Historical romance writers use context as a shield far too often. It's not subtle, it's not excusable, and it ought not to be acceptable anymore - yet here we are. Rewarding racism says the status quo stands. It says marginalisation is acceptable. It says we’re writing Love irresponsibly, and enabling harmful constructs.

It’s irresponsible to make a hero out of a mass murderer.

It’s irresponsible to use the Holocaust as a meet-cute.

It’s irresponsible to celebrate racism.

It's irresponsible to redeem the irremediable.

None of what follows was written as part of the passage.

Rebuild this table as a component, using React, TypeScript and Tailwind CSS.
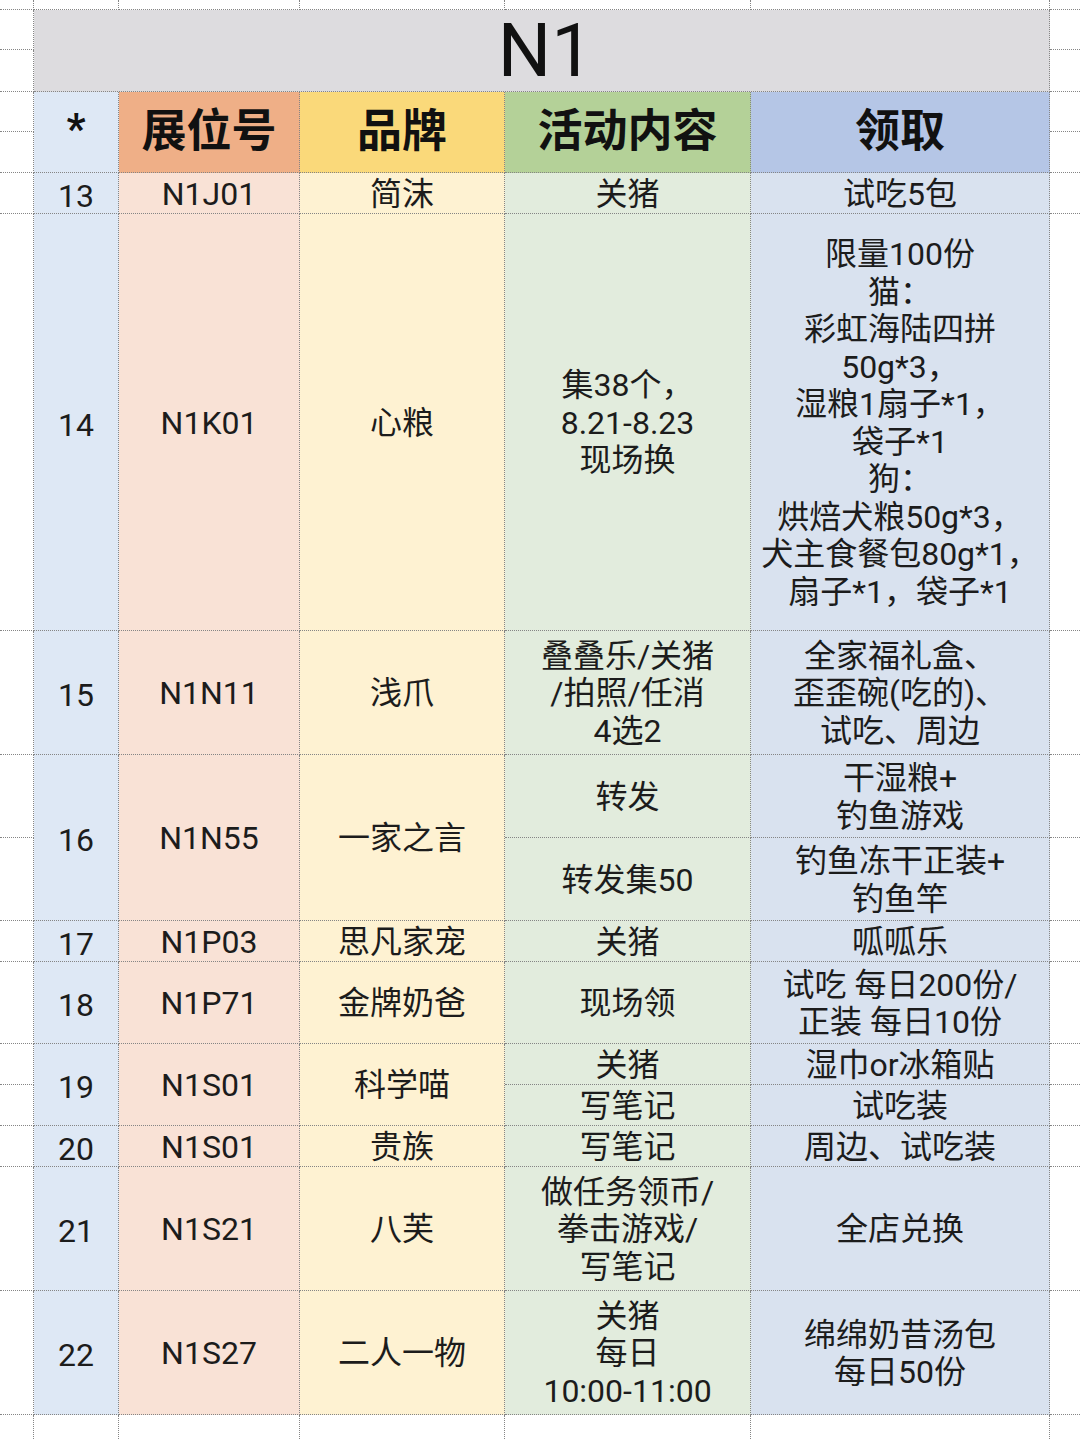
import React from "react";

const B = "border-[#858585] border-dotted";
const font = { fontFamily: "Roboto, 'Noto Sans CJK SC', sans-serif" };

type CellProps = { bg: string; span?: string; children?: React.ReactNode; extra?: string };

function Cell({ bg, span = "", children, extra = "pt-[3px]" }: CellProps) {
  return (
    <div
      className={`${bg} ${span} ${B} border-r border-b flex flex-col items-center justify-center text-center text-[32px] leading-[37.5px] text-[#1c1c1c] whitespace-nowrap ${extra}`}
    >
      {children}
    </div>
  );
}

function LM() {
  return <div className={`${B} border-r border-b`} />;
}
function RM() {
  return <div className={`${B} border-b`} />;
}

const C1 = "bg-[#dee8f5]";
const C2 = "bg-[#f9e2d6]";
const C3 = "bg-[#fef2d2]";
const C4 = "bg-[#e2ecdd]";
const C5 = "bg-[#d9e2ef]";

function Lines({ items }: { items: string[] }) {
  return (
    <>
      {items.map((t, i) => (
        <span key={i} className="block">
          {t}
        </span>
      ))}
    </>
  );
}

function Row({
  num,
  booth,
  brand,
  act,
  get,
}: {
  num: string;
  booth: string;
  brand: string;
  act: string[];
  get: string[];
}) {
  return (
    <>
      <LM />
      <Cell bg={C1} extra="pt-[7px]">{num}</Cell>
      <Cell bg={C2}>{booth}</Cell>
      <Cell bg={C3}>{brand}</Cell>
      <Cell bg={C4}>
        <Lines items={act} />
      </Cell>
      <Cell bg={C5}>
        <Lines items={get} />
      </Cell>
      <RM />
    </>
  );
}

export default function App() {
  return (
    <div className="w-[1080px] h-[1439px] bg-white overflow-hidden" style={font}>
      <div className="grid grid-cols-[34px_85px_181px_205px_246px_299px_30px] grid-rows-[10px_40px_42px_40px_41px_41px_417px_124px_83px_83px_41px_82px_41px_41px_41px_124px_124px_24px]">
        {/* top strip */}
        <div className={`${B} border-r border-b`} />
        <div className={`${B} border-r border-b`} />
        <div className={`${B} border-r border-b`} />
        <div className={`${B} border-r border-b`} />
        <div className={`${B} border-r border-b`} />
        <div className={`${B} border-r border-b`} />
        <div className={`${B} border-b`} />

        {/* title */}
        <LM />
        <div
          className={`col-span-5 row-span-2 bg-[#dddcdf] ${B} border-r border-b flex items-center justify-center pl-[8px] text-[75px] leading-none font-normal text-[#111]`}
        >
          N1
        </div>
        <RM />
        <LM />
        <RM />

        {/* header */}
        <LM />
        <div className={`row-span-2 ${C1} ${B} border-r border-b flex items-center justify-center pb-[8px] text-[42px] font-bold text-[#111]`}>
          *
        </div>
        <div className={`row-span-2 bg-[#efaf87] ${B} border-r border-b flex items-center justify-center text-[45px] font-bold text-[#111]`}>
          展位号
        </div>
        <div className={`row-span-2 bg-[#fad97a] ${B} border-r border-b flex items-center justify-center text-[45px] font-bold text-[#111]`}>
          品牌
        </div>
        <div className={`row-span-2 bg-[#b4d198] ${B} border-r border-b flex items-center justify-center text-[45px] font-bold text-[#111]`}>
          活动内容
        </div>
        <div className={`row-span-2 bg-[#b5c6e6] ${B} border-r border-b flex items-center justify-center text-[45px] font-bold text-[#111]`}>
          领取
        </div>
        <RM />
        <LM />
        <RM />

        <Row num="13" booth="N1J01" brand="简沫" act={["关猪"]} get={["试吃5包"]} />
        <Row
          num="14"
          booth="N1K01"
          brand="心粮"
          act={["集38个，", "8.21-8.23", "现场换"]}
          get={[
            "限量100份",
            "猫：",
            "彩虹海陆四拼",
            "50g*3，",
            "湿粮1扇子*1，",
            "袋子*1",
            "狗：",
            "烘焙犬粮50g*3，",
            "犬主食餐包80g*1，",
            "扇子*1，袋子*1",
          ]}
        />
        <Row
          num="15"
          booth="N1N11"
          brand="浅爪"
          act={["叠叠乐/关猪", "/拍照/任消", "4选2"]}
          get={["全家福礼盒、", "歪歪碗(吃的)、", "试吃、周边"]}
        />

        {/* 16 */}
        <LM />
        <Cell bg={C1} span="row-span-2" extra="pt-[7px]">16</Cell>
        <Cell bg={C2} span="row-span-2">N1N55</Cell>
        <Cell bg={C3} span="row-span-2">一家之言</Cell>
        <Cell bg={C4}>转发</Cell>
        <Cell bg={C5}>
          <Lines items={["干湿粮+", "钓鱼游戏"]} />
        </Cell>
        <RM />
        <LM />
        <Cell bg={C4}>转发集50</Cell>
        <Cell bg={C5}>
          <Lines items={["钓鱼冻干正装+", "钓鱼竿"]} />
        </Cell>
        <RM />

        <Row num="17" booth="N1P03" brand="思凡家宠" act={["关猪"]} get={["呱呱乐"]} />
        <Row
          num="18"
          booth="N1P71"
          brand="金牌奶爸"
          act={["现场领"]}
          get={["试吃 每日200份/", "正装 每日10份"]}
        />

        {/* 19 */}
        <LM />
        <Cell bg={C1} span="row-span-2" extra="pt-[7px]">19</Cell>
        <Cell bg={C2} span="row-span-2">N1S01</Cell>
        <Cell bg={C3} span="row-span-2">科学喵</Cell>
        <Cell bg={C4}>关猪</Cell>
        <Cell bg={C5}>湿巾or冰箱贴</Cell>
        <RM />
        <LM />
        <Cell bg={C4}>写笔记</Cell>
        <Cell bg={C5}>试吃装</Cell>
        <RM />

        <Row num="20" booth="N1S01" brand="贵族" act={["写笔记"]} get={["周边、试吃装"]} />
        <Row
          num="21"
          booth="N1S21"
          brand="八芙"
          act={["做任务领币/", "拳击游戏/", "写笔记"]}
          get={["全店兑换"]}
        />
        <Row
          num="22"
          booth="N1S27"
          brand="二人一物"
          act={["关猪", "每日", "10:00-11:00"]}
          get={["绵绵奶昔汤包", "每日50份"]}
        />

        {/* bottom strip */}
        <div className={`${B} border-r`} />
        <div className={`${B} border-r`} />
        <div className={`${B} border-r`} />
        <div className={`${B} border-r`} />
        <div className={`${B} border-r`} />
        <div className={`${B} border-r`} />
        <div />
      </div>
    </div>
  );
}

It’s also irresponsible to turn away from the truth that these choices are made in our industry every day. This book passed by editors, marketers, and publishers to birth such destructive messaging. It's irresponsible not to ask what we’re doing when we expect readers to accept a romantic hero who commits genocide.


Different Truths

I once worked with a mentor who gifted me the mantra 'Writing Love Responsibly'. These words beat in my brain every time I begin a new work. The dominant culture has the most power. The most choices. The most responsibility. Choosing to lionise a white Christian protagonist responsible for massacring First Nation peoples, is not new or unique in historical romance (sadly). It is not responsible either.

I am not suggesting we ignore historical context. In fact, I advocate for facing it truthfully - and with responsibility - to avoid harming those who’ve already been harmed. When we ignore this context, when we reward such loudly blatant bigotry in historical romance, we negate our chance to show a different truth. We betray our responsibility to both Love and History.